Greater MP / PA restaurant roulette: THE REST

Some of you might remember my efforts to visit all the restaurants in downtown palo alto. As a fan of randomness, I created a list, and every few nights GF and I would roll the dice and head to a restaurant. It took years - including the ignomy of being at the “last restaurant” and while we are dining that a new restaurant opened - it was a lot of fun.

We’ve got a new list, of 65 restaurants, in MP / PA / EPA . Most are outside the downtown core, some are very new, but we’re embarking again, and I’d like a thread to keep my notes.

Items are OFF the list because we’ve been there before. Thus, don’t bother mentioning “have you considered this place” because there’s a 99% chance we have and we’ve already been there. That includes, say, Luttiken’s After 5.

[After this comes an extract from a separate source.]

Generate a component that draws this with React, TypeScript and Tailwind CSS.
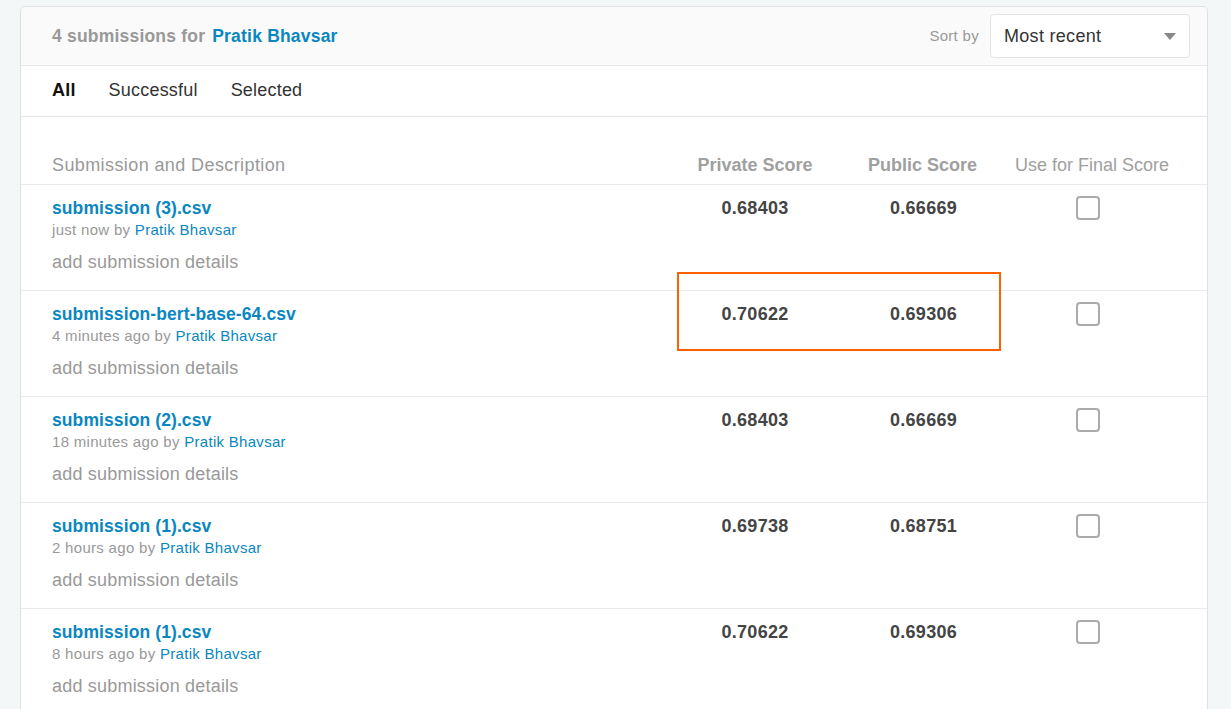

As is common in these roulette systems, there’s a real mixture. Solo Mio in Menlo Park has been there forever, and we just haven’t bothered going there. PokeLove just opened last week.

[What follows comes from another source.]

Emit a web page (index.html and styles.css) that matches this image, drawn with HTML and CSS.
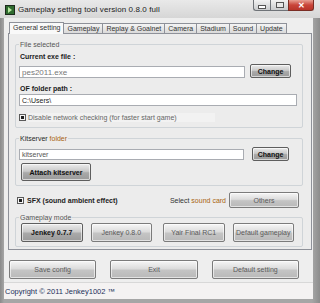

The taquerias of EPA should be particularly good eating.

Gombei, Menlo Park

This place suprised us pleasantly. The place is CHEAP by current local standards. It runs with a skeleton crew of about 3 people, and serves non-sushi japanese like noodles and teriyaki and yosanabe. Service was QUICK although there were few people there at the time. The meals are simple and healthy and not over the top – like going to a small counter somewhere in Japan, where you wonder – why can’t we have cheap, healthy, good-tasting food in America? I had always heard Gombei mentioned on boards but it sounds like a “local sentimental favorite” behind the times. Now I see they’ve got something going, long term, and we’ll be back when we want something simple, quick, healthy.

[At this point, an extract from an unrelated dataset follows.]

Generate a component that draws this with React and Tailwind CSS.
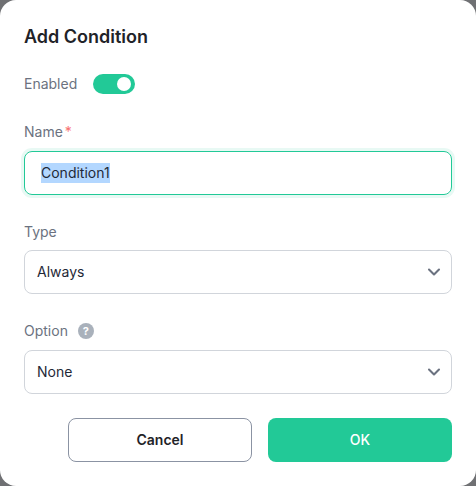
import React from 'react';
import { ChevronDown } from 'lucide-react';

function Select({ value }) {
  return (
    <div className="h-[44px] flex items-center justify-between rounded-lg border border-[#d1d5db] pl-[12px] pr-[7px] text-sm text-[#1f2937] bg-white">
      <span>{value}</span>
      <ChevronDown className="w-5 h-5 text-[#6b7280]" strokeWidth={2.5} />
    </div>
  );
}

export default function App() {
  return (
    <div className="w-[476px] h-[486px] bg-[#6f7073] font-['Inter',sans-serif] overflow-hidden">
      <div className="h-full bg-white rounded-2xl px-6 pt-[26px]">
        <h2 className="text-lg font-semibold text-[#1f2328] leading-[22px]">Add Condition</h2>

        {/* Enabled */}
        <div className="flex items-center gap-4 mt-[26px] h-5">
          <span className="text-sm text-[#6b7280]">Enabled</span>
          <div className="w-[42px] h-5 rounded-full bg-[#22c997] flex items-center justify-end pr-[4px]">
            <div className="w-[14px] h-[14px] rounded-full bg-white"></div>
          </div>
        </div>

        {/* Name */}
        <div className="mt-[28px] text-sm text-[#6b7280] leading-5">
          Name<span className="text-[#f87171] ml-0.5">*</span>
        </div>
        <div className="mt-[9px] h-[44px] flex items-center rounded-lg border border-[#22c997] ring-[3px] ring-[#22c997]/10 px-4 text-sm text-[#1f2937]">
          <span className="bg-[#b3d7ff]">Condition1</span>
        </div>

        {/* Type */}
        <div className="mt-[27px] mb-[8px] text-sm text-[#6b7280] leading-5">Type</div>
        <Select value="Always" />

        {/* Option */}
        <div className="mt-[27px] mb-[9px] flex items-center gap-[10px] text-sm text-[#6b7280] leading-5">
          Option
          <span className="w-4 h-4 rounded-full bg-[#a9b1bb] text-white text-[11px] font-bold flex items-center justify-center">?</span>
        </div>
        <Select value="None" />

        <div className="flex gap-4 mt-[24px] pl-[44px]">
          <button className="w-[184px] h-[44px] rounded-lg border border-[#8b93a3] text-sm font-semibold text-[#1f2328] bg-white">Cancel</button>
          <button className="w-[184px] h-[44px] rounded-lg bg-[#22c997] text-sm font-medium text-white">OK</button>
        </div>
      </div>
    </div>
  );
}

Great idea, I’m looking forward to seeing you work through this!

back a yard has regular daily specials, so coordinate your trip accordingly if one of those look good.

Thanks, hyperbowler.

Re: back a yard. Have been there for lunch, but never with GF for dinner. That’s the criteria for making the list. So… familiar with the spot. Several items like that on the list - we worked for a company that ordered lots of Pizza Chicago, but … we’ve never eaten dinner there, so it’s on the list.

Re: plan your trip accordingly. The purpose of Roulette is no planning. When the number comes up, you go, no “oh I wasn’t really in the mood for that” or “the specials don’t look good”. You go anyway, because maybe the preconception was wrong.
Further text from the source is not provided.